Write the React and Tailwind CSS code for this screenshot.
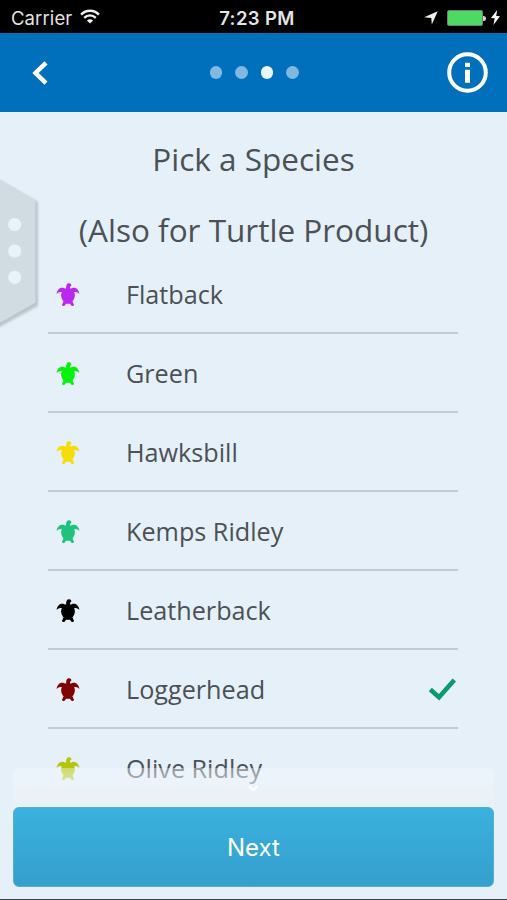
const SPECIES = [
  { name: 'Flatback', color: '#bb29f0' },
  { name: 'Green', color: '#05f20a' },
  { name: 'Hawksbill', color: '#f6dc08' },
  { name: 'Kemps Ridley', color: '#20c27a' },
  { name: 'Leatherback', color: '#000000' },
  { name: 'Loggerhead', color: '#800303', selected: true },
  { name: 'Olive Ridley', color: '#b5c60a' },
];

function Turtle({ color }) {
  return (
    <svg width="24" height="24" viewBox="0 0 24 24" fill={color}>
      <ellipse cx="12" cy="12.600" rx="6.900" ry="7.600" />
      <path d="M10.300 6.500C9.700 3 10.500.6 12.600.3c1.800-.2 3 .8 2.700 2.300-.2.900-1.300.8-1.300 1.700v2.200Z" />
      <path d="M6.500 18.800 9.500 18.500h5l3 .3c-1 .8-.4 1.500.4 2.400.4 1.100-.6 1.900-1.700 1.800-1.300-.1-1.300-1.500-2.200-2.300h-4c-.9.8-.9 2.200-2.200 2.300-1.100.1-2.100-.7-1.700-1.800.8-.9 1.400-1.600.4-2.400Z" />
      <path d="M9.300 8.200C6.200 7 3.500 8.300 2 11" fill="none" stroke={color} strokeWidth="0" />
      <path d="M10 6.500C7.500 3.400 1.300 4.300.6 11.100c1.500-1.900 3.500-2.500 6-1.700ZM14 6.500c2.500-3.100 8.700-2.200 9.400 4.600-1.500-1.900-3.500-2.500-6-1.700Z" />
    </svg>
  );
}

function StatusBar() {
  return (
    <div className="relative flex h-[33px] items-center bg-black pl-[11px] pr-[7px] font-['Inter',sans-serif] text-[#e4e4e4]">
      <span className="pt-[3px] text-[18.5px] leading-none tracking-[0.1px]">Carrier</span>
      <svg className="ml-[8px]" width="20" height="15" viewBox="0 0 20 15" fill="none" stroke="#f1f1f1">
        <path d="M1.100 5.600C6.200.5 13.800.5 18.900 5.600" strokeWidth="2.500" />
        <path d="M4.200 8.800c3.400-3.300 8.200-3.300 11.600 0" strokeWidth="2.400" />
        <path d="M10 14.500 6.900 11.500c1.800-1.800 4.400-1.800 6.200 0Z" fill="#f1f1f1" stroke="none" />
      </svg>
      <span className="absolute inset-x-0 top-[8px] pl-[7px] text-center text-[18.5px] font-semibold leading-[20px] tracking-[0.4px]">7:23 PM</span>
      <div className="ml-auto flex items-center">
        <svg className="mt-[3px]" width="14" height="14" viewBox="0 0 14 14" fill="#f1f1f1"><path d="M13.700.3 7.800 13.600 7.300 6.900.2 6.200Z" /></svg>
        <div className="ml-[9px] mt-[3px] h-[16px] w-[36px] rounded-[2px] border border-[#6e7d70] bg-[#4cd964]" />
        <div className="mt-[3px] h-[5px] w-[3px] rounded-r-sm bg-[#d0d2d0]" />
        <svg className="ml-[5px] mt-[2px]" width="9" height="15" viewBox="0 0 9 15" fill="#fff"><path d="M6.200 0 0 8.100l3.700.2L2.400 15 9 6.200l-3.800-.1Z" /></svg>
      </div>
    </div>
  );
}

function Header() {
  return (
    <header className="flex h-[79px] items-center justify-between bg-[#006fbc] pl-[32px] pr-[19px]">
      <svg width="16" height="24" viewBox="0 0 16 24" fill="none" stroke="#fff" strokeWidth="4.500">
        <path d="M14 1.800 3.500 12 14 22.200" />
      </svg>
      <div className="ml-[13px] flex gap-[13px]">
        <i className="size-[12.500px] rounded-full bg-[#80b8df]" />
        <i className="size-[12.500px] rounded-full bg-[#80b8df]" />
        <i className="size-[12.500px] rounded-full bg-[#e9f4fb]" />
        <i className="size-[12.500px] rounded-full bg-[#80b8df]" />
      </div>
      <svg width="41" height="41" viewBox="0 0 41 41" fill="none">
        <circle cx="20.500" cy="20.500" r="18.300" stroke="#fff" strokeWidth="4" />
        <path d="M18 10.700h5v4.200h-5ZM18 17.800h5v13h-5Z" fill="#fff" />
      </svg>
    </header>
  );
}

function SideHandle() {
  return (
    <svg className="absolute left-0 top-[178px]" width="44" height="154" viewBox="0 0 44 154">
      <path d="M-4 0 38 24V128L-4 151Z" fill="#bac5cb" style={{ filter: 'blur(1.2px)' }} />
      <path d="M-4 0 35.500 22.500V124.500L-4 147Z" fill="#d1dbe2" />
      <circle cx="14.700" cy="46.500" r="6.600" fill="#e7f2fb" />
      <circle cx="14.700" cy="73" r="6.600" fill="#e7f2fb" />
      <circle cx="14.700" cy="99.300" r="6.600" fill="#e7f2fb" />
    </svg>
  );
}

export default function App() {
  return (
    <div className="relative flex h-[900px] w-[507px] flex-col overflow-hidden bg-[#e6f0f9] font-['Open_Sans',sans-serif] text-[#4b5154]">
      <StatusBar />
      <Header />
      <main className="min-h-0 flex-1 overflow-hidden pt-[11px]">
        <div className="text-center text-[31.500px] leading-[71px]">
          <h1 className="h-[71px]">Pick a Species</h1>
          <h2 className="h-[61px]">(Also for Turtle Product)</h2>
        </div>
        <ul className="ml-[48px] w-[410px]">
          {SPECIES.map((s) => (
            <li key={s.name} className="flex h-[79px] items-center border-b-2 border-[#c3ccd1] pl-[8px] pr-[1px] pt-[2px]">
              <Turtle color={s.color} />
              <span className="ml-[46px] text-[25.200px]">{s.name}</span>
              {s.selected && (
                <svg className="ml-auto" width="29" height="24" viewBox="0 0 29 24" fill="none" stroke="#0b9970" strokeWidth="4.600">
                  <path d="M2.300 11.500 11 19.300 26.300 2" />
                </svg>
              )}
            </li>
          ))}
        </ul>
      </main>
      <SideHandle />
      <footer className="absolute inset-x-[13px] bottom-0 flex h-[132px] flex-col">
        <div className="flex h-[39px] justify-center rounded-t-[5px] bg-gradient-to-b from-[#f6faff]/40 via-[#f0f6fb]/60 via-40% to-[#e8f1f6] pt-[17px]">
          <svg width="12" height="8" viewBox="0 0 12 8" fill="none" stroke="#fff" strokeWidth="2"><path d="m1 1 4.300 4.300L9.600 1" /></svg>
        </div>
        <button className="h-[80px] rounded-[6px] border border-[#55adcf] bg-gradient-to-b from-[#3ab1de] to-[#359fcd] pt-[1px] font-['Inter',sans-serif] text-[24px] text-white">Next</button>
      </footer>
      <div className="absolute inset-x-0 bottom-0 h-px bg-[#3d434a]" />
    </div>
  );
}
····················
### Exercise aim:
Quote the listing above in full, except for the pictures.

### Worked solution:
Write the React and Tailwind CSS code for this screenshot.
const SPECIES = [
  { name: 'Flatback', color: '#bb29f0' },
  { name: 'Green', color: '#05f20a' },
  { name: 'Hawksbill', color: '#f6dc08' },
  { name: 'Kemps Ridley', color: '#20c27a' },
  { name: 'Leatherback', color: '#000000' },
  { name: 'Loggerhead', color: '#800303', selected: true },
  { name: 'Olive Ridley', color: '#b5c60a' },
];

function Turtle({ color }) {
  return (
    <svg width="24" height="24" viewBox="0 0 24 24" fill={color}>
      <ellipse cx="12" cy="12.600" rx="6.900" ry="7.600" />
      <path d="M10.300 6.500C9.700 3 10.500.6 12.600.3c1.800-.2 3 .8 2.700 2.300-.2.900-1.300.8-1.300 1.700v2.200Z" />
      <path d="M6.500 18.800 9.500 18.500h5l3 .3c-1 .8-.4 1.500.4 2.400.4 1.100-.6 1.900-1.700 1.800-1.300-.1-1.300-1.500-2.200-2.300h-4c-.9.8-.9 2.200-2.200 2.300-1.100.1-2.100-.7-1.700-1.800.8-.9 1.400-1.600.4-2.400Z" />
      <path d="M9.300 8.200C6.200 7 3.500 8.300 2 11" fill="none" stroke={color} strokeWidth="0" />
      <path d="M10 6.500C7.500 3.400 1.300 4.300.6 11.100c1.500-1.900 3.500-2.500 6-1.700ZM14 6.500c2.500-3.100 8.700-2.200 9.400 4.600-1.500-1.900-3.500-2.500-6-1.700Z" />
    </svg>
  );
}

function StatusBar() {
  return (
    <div className="relative flex h-[33px] items-center bg-black pl-[11px] pr-[7px] font-['Inter',sans-serif] text-[#e4e4e4]">
      <span className="pt-[3px] text-[18.5px] leading-none tracking-[0.1px]">Carrier</span>
      <svg className="ml-[8px]" width="20" height="15" viewBox="0 0 20 15" fill="none" stroke="#f1f1f1">
        <path d="M1.100 5.600C6.200.5 13.800.5 18.900 5.600" strokeWidth="2.500" />
        <path d="M4.200 8.800c3.400-3.300 8.200-3.300 11.600 0" strokeWidth="2.400" />
        <path d="M10 14.500 6.900 11.500c1.800-1.800 4.400-1.800 6.200 0Z" fill="#f1f1f1" stroke="none" />
      </svg>
      <span className="absolute inset-x-0 top-[8px] pl-[7px] text-center text-[18.5px] font-semibold leading-[20px] tracking-[0.4px]">7:23 PM</span>
      <div className="ml-auto flex items-center">
        <svg className="mt-[3px]" width="14" height="14" viewBox="0 0 14 14" fill="#f1f1f1"><path d="M13.700.3 7.800 13.600 7.300 6.900.2 6.200Z" /></svg>
        <div className="ml-[9px] mt-[3px] h-[16px] w-[36px] rounded-[2px] border border-[#6e7d70] bg-[#4cd964]" />
        <div className="mt-[3px] h-[5px] w-[3px] rounded-r-sm bg-[#d0d2d0]" />
        <svg className="ml-[5px] mt-[2px]" width="9" height="15" viewBox="0 0 9 15" fill="#fff"><path d="M6.200 0 0 8.100l3.700.2L2.400 15 9 6.200l-3.800-.1Z" /></svg>
      </div>
    </div>
  );
}

function Header() {
  return (
    <header className="flex h-[79px] items-center justify-between bg-[#006fbc] pl-[32px] pr-[19px]">
      <svg width="16" height="24" viewBox="0 0 16 24" fill="none" stroke="#fff" strokeWidth="4.500">
        <path d="M14 1.800 3.500 12 14 22.200" />
      </svg>
      <div className="ml-[13px] flex gap-[13px]">
        <i className="size-[12.500px] rounded-full bg-[#80b8df]" />
        <i className="size-[12.500px] rounded-full bg-[#80b8df]" />
        <i className="size-[12.500px] rounded-full bg-[#e9f4fb]" />
        <i className="size-[12.500px] rounded-full bg-[#80b8df]" />
      </div>
      <svg width="41" height="41" viewBox="0 0 41 41" fill="none">
        <circle cx="20.500" cy="20.500" r="18.300" stroke="#fff" strokeWidth="4" />
        <path d="M18 10.700h5v4.200h-5ZM18 17.800h5v13h-5Z" fill="#fff" />
      </svg>
    </header>
  );
}

function SideHandle() {
  return (
    <svg className="absolute left-0 top-[178px]" width="44" height="154" viewBox="0 0 44 154">
      <path d="M-4 0 38 24V128L-4 151Z" fill="#bac5cb" style={{ filter: 'blur(1.2px)' }} />
      <path d="M-4 0 35.500 22.500V124.500L-4 147Z" fill="#d1dbe2" />
      <circle cx="14.700" cy="46.500" r="6.600" fill="#e7f2fb" />
      <circle cx="14.700" cy="73" r="6.600" fill="#e7f2fb" />
      <circle cx="14.700" cy="99.300" r="6.600" fill="#e7f2fb" />
    </svg>
  );
}

export default function App() {
  return (
    <div className="relative flex h-[900px] w-[507px] flex-col overflow-hidden bg-[#e6f0f9] font-['Open_Sans',sans-serif] text-[#4b5154]">
      <StatusBar />
      <Header />
      <main className="min-h-0 flex-1 overflow-hidden pt-[11px]">
        <div className="text-center text-[31.500px] leading-[71px]">
          <h1 className="h-[71px]">Pick a Species</h1>
          <h2 className="h-[61px]">(Also for Turtle Product)</h2>
        </div>
        <ul className="ml-[48px] w-[410px]">
          {SPECIES.map((s) => (
            <li key={s.name} className="flex h-[79px] items-center border-b-2 border-[#c3ccd1] pl-[8px] pr-[1px] pt-[2px]">
              <Turtle color={s.color} />
              <span className="ml-[46px] text-[25.200px]">{s.name}</span>
              {s.selected && (
                <svg className="ml-auto" width="29" height="24" viewBox="0 0 29 24" fill="none" stroke="#0b9970" strokeWidth="4.600">
                  <path d="M2.300 11.500 11 19.300 26.300 2" />
                </svg>
              )}
            </li>
          ))}
        </ul>
      </main>
      <SideHandle />
      <footer className="absolute inset-x-[13px] bottom-0 flex h-[132px] flex-col">
        <div className="flex h-[39px] justify-center rounded-t-[5px] bg-gradient-to-b from-[#f6faff]/40 via-[#f0f6fb]/60 via-40% to-[#e8f1f6] pt-[17px]">
          <svg width="12" height="8" viewBox="0 0 12 8" fill="none" stroke="#fff" strokeWidth="2"><path d="m1 1 4.300 4.300L9.600 1" /></svg>
        </div>
        <button className="h-[80px] rounded-[6px] border border-[#55adcf] bg-gradient-to-b from-[#3ab1de] to-[#359fcd] pt-[1px] font-['Inter',sans-serif] text-[24px] text-white">Next</button>
      </footer>
      <div className="absolute inset-x-0 bottom-0 h-px bg-[#3d434a]" />
    </div>
  );
}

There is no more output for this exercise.